Jackson, then 27 and of Eddleston Drive, Clifton, was jailed for a minimum of five years after pleading guilty to causing grievous bodily harm with intent, part way through a retrial at Nottingham Crown Court in July 2009.

He was told he wouldn't be allowed out until he had convinced a parole board he was no longer a danger to the public.

Mr Ali, who needed four metal plates inserted into his face to support his shattered eye sockets, said it was a "life-changing" incident.

Yet the former social worker wants to tell his attacker he's forgiven.

The Probation Service, however, will not allow his request, even though he's been trying every six months for the past three years. He cannot simply fill out a prisoner visiting form, because the prison checks visitors and takes advice from the Probation Service.

In a response to one of his requests, dated November 12 last year, a senior probation officer said it was "not currently appropriate" to allow Mr Ali's request, and wouldn't say why.

It said: "There sometimes will be circumstances when information about an offender cannot be disclosed because to do so would breach the offender's right to confidentiality."

The officer added that the issue would be pursued when it was appropriate.

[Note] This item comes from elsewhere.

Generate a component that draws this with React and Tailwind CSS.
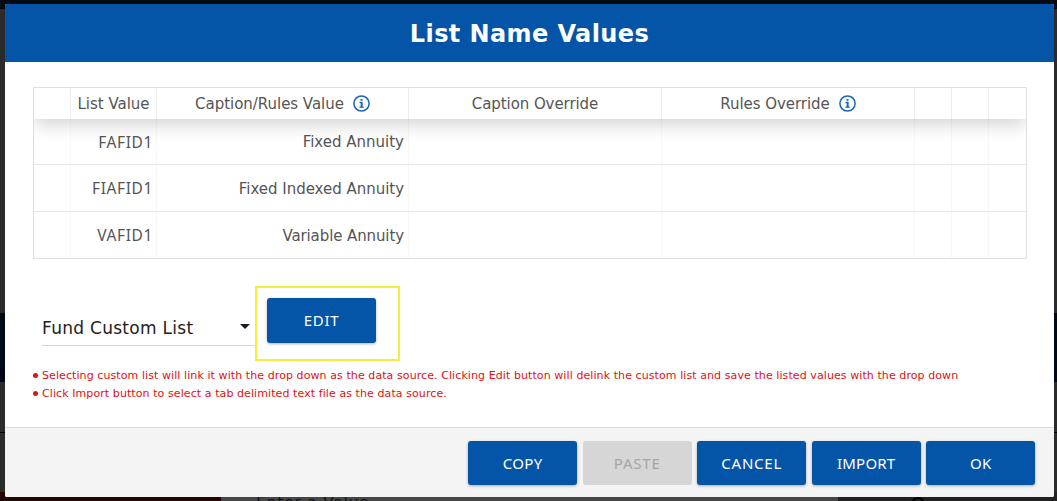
const columns = [
  { label: "", info: false },
  { label: "List Value", info: false, spacing: "tracking-[0px]" },
  { label: "Caption/Rules Value", info: true, spacing: "tracking-[-0.03px]" },
  { label: "Caption Override", info: false, spacing: "tracking-[-0.08px]" },
  { label: "Rules Override", info: true, spacing: "tracking-[-0.04px]" },
  { label: "", info: false },
  { label: "", info: false },
  { label: "", info: false },
];

const rows = [
  { value: "FAFID1", caption: "Fixed Annuity", height: "h-[46px]", spacing: "tracking-[0px]" },
  { value: "FIAFID1", caption: "Fixed Indexed Annuity", height: "h-[47px]", spacing: "tracking-[-0.02px]" },
  { value: "VAFID1", caption: "Variable Annuity", height: "h-[46px]", spacing: "tracking-[-0.1px]" },
];

const grid = "grid grid-cols-[37px_86px_252px_253px_253px_37px_37px_1fr]";

function InfoIcon() {
  return (
    <svg className="-ml-px h-[17px] w-[17px] shrink-0" viewBox="0 0 17 17" fill="none">
      <circle cx="8.5" cy="8.5" r="7.6" stroke="#1c66b4" strokeWidth="1.5" />
      <path d="M7.5 4H9.5V5.7H7.5Z" fill="#1c66b4" />
      <path d="M6.6 7.5H8.6V12M6.4 12.2H10.8" stroke="#1c66b4" strokeWidth="1.3" />
      <path d="M8.6 7V12.5" stroke="#1c66b4" strokeWidth="1.8" />
    </svg>
  );
}

function Button({ children, disabled, height = "h-[44px]" }) {
  return (
    <button
      disabled={disabled}
      className={
        "w-[109px] rounded-[3px] font-['Noto_Sans',sans-serif] text-[15px] " + height + " " +
        (disabled
          ? "bg-[#d6d6d6] text-[#a5a5a5]"
          : "bg-[#0455a8] text-white shadow-[0_1px_3px_rgba(0,0,0,0.3)]")
      }
    >
      {children}
    </button>
  );
}

export default function App() {
  return (
    <div className="relative h-[501px] w-[1057px] overflow-hidden bg-[#2b2b2b] px-[5px] pt-[4px] font-['DejaVu_Sans',sans-serif]">
      <div className="absolute inset-x-0 top-0 h-[9px] bg-[#020b12]" />
      <div className="absolute left-0 top-[313px] h-[69px] w-full bg-[#000716]" />
      <div className="absolute left-0 top-[432px] h-px w-full bg-black" />
      <div className="absolute left-0 top-[492px] h-[9px] w-[221px] bg-[#240500]" />
      <div className="absolute left-[221px] top-[492px] h-[9px] w-[617px] bg-[#464646]" />
      <div className="absolute left-[838px] top-[492px] h-[9px] w-[219px] bg-[#212121]" />
      <div className="absolute left-[911px] top-[497px] size-[14px] rounded-full border-2 border-black" />
      <div className="absolute left-[256px] top-[493px] text-[16px] leading-[20px] tracking-[0.5px] text-[#151515]">Enter a Value</div>

      <div className="relative flex h-[493px] w-[1049px] flex-col overflow-hidden rounded-[2px] bg-white">
        <header className="flex h-[58px] shrink-0 items-center justify-center bg-[#0455a8] pt-[2px] text-[24px] font-bold tracking-[0.4px] text-white">
          <h1>List Name Values</h1>
        </header>

        <main className="flex-1 pl-[28px] pt-[25px]">
          <div className="h-[172px] w-[994px] border border-[#e0e0e0] text-[15px] text-[#555]">
            <div className={grid + " relative h-[31px] bg-white shadow-[0_6px_18px_0px_rgba(0,0,0,0.17)] [clip-path:inset(0_0_-24px_0)]"}>
              {columns.map((c, i) => (
                <div key={i} className="flex items-center justify-center gap-[10px] border-r border-[#ececec] last:border-r-0">
                  <span className={"pt-[2px] " + c.spacing}>{c.label}</span>
                  {c.info && <InfoIcon />}
                </div>
              ))}
            </div>
            {rows.map((r) => (
              <div key={r.value} className={grid + " border-b border-[#e8e8e8] last:border-b-0 " + r.height}>
                <div className="border-r border-[#f8f8f8]" />
                <div className="flex items-center justify-end border-r border-[#f8f8f8] pr-[3px] pt-[2px] font-['Noto_Sans',sans-serif] text-[15.5px] tracking-[0.6px]">{r.value}</div>
                <div className={"flex items-center justify-end border-r border-[#f8f8f8] pr-[4px] pt-[2px] " + r.spacing}>{r.caption}</div>
                <div className="border-r border-[#f8f8f8]" />
                <div className="border-r border-[#f8f8f8]" />
                <div className="border-r border-[#f8f8f8]" />
                <div className="border-r border-[#f8f8f8]" />
                <div />
              </div>
            ))}
          </div>

          <div className="mt-[27px] flex h-[75px]">
            <div className="ml-[9px] mt-[23px] flex h-[37px] w-[213px] items-center justify-between border-b border-[#d8d8d8] pr-[5px] text-[17px] tracking-[0.28px] text-[#222]">
              <span className="pt-[3px]">Fund Custom List</span>
              <svg className="mb-px h-[5px] w-[10px]" viewBox="0 0 10 5">
                <path d="M0 0H10L5 5Z" fill="#1c1c1c" />
              </svg>
            </div>
            <div className="w-[145px] border-2 border-[#f7ec3a] pl-[10px] pt-[10px]">
              <Button height="h-[45px]"><span className="tracking-[0.7px]">EDIT</span></Button>
            </div>
          </div>

          <ul className="mt-[6px] text-[11px] leading-[18px] tracking-[0.085px] text-[#e01010]">
            <li className="flex items-center gap-[4px]">
              <span className="mb-px size-[5px] rounded-full bg-[#dc1414]" />
              <span>Selecting custom list will link it with the drop down as the data source. Clicking Edit button will delink the custom list and save the listed values with the drop down</span>
            </li>
            <li className="flex items-center gap-[4px]">
              <span className="mb-px size-[5px] rounded-full bg-[#dc1414]" />
              <span>Click Import button to select a tab delimited text file as the data source.</span>
            </li>
          </ul>
        </main>

        <footer className="flex h-[70px] shrink-0 justify-end gap-[5.5px] border-t border-[#d8d8d8] bg-[#f4f4f4] pr-[18.8px] pt-[13px]">
          <Button><span className="tracking-[0.3px]">COPY</span></Button>
          <Button disabled><span className="tracking-[0.8px]">PASTE</span></Button>
          <Button><span className="tracking-[0.8px]">CANCEL</span></Button>
          <Button><span className="tracking-[0.2px]">IMPORT</span></Button>
          <Button><span className="tracking-[0.2px]">OK</span></Button>
        </footer>
      </div>
    </div>
  );
}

Mr Ali, who still finds it difficult to breathe through his nose, said: "It feels as though they are putting the rights of the offender ahead of the rights for the victim. I want to be given the opportunity to tell him he's forgiven.

"I never thought I would have the capacity to forgive, after being subjected to such a brutal attack which nearly killed me, but the incident has changed my life, in terms of my outlook on things and, amazingly, I can forgive. Notts Probation Service claim to be advocates of restorative justice, but they are not showing any evidence of this."

Read the whole article.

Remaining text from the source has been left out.